▶ _Task goal_
Copy exactly the lines from the start of the material through the line with "import React from 'react';". Pictures stay out of the copy.

## begin

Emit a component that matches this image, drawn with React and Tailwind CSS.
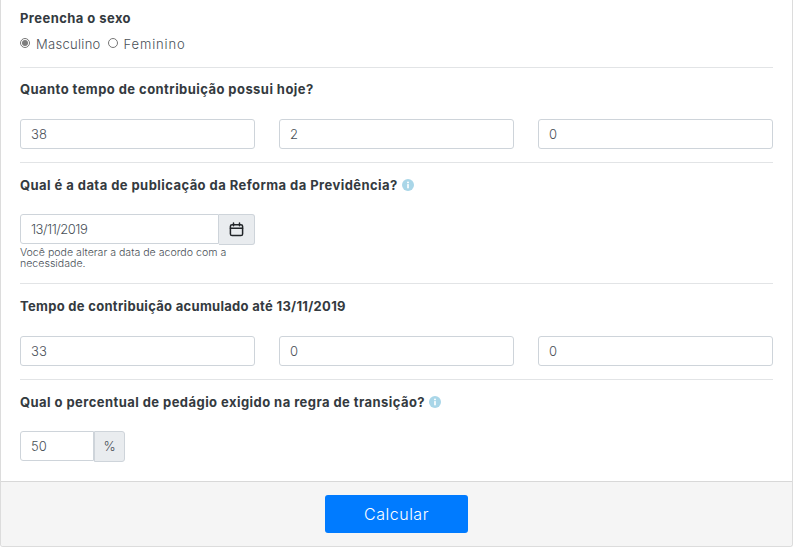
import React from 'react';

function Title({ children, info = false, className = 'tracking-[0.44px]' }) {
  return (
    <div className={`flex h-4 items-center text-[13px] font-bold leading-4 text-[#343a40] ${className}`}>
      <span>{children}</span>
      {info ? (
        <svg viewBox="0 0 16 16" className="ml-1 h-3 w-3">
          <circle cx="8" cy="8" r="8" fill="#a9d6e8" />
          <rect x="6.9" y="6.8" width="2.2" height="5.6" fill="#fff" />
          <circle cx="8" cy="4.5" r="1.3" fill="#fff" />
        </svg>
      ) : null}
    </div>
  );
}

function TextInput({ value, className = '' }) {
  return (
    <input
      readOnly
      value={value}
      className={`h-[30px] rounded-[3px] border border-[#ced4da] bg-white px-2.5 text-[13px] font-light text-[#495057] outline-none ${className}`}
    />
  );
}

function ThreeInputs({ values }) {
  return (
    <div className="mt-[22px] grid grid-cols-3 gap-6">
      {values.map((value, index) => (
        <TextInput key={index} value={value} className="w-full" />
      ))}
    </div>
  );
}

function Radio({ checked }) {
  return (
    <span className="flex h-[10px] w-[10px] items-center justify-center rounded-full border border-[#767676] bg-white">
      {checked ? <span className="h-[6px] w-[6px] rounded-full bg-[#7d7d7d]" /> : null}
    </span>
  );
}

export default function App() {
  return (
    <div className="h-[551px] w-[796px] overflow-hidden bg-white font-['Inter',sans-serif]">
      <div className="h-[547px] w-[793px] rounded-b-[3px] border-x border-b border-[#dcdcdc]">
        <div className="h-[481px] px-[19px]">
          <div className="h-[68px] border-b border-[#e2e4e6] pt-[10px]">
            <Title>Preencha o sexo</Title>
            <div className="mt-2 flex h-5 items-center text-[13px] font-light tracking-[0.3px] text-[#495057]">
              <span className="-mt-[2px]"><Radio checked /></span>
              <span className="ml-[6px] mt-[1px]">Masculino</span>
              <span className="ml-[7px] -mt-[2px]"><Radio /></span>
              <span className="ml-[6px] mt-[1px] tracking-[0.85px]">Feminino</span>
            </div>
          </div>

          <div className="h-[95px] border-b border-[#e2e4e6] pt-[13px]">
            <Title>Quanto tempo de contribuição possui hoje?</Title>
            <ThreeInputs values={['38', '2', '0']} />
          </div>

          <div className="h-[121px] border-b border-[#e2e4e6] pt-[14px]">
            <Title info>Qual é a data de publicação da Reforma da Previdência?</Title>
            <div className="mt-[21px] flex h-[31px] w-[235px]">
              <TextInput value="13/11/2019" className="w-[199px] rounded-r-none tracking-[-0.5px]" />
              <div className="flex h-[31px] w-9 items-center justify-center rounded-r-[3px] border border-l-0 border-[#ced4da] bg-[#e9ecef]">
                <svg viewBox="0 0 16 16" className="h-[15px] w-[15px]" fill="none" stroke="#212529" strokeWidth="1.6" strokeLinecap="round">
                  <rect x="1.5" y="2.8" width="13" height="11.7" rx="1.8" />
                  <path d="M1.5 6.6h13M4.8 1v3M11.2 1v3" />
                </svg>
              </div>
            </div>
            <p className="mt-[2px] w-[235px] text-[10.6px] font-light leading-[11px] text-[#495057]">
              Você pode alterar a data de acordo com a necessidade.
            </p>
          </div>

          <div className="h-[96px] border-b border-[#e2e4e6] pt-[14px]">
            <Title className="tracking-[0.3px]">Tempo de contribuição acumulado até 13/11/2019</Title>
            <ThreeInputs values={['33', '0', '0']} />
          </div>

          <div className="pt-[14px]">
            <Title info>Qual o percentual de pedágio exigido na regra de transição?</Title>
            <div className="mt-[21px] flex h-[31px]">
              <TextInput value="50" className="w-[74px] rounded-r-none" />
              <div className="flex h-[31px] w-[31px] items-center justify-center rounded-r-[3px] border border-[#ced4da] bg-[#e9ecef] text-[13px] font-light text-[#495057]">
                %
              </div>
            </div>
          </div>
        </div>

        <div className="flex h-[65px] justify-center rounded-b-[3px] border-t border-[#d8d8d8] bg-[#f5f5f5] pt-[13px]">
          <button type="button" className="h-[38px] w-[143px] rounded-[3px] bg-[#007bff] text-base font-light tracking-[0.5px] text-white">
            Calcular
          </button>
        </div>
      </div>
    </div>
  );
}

## end

▶ _The solution_
Emit a component that matches this image, drawn with React and Tailwind CSS.
import React from 'react';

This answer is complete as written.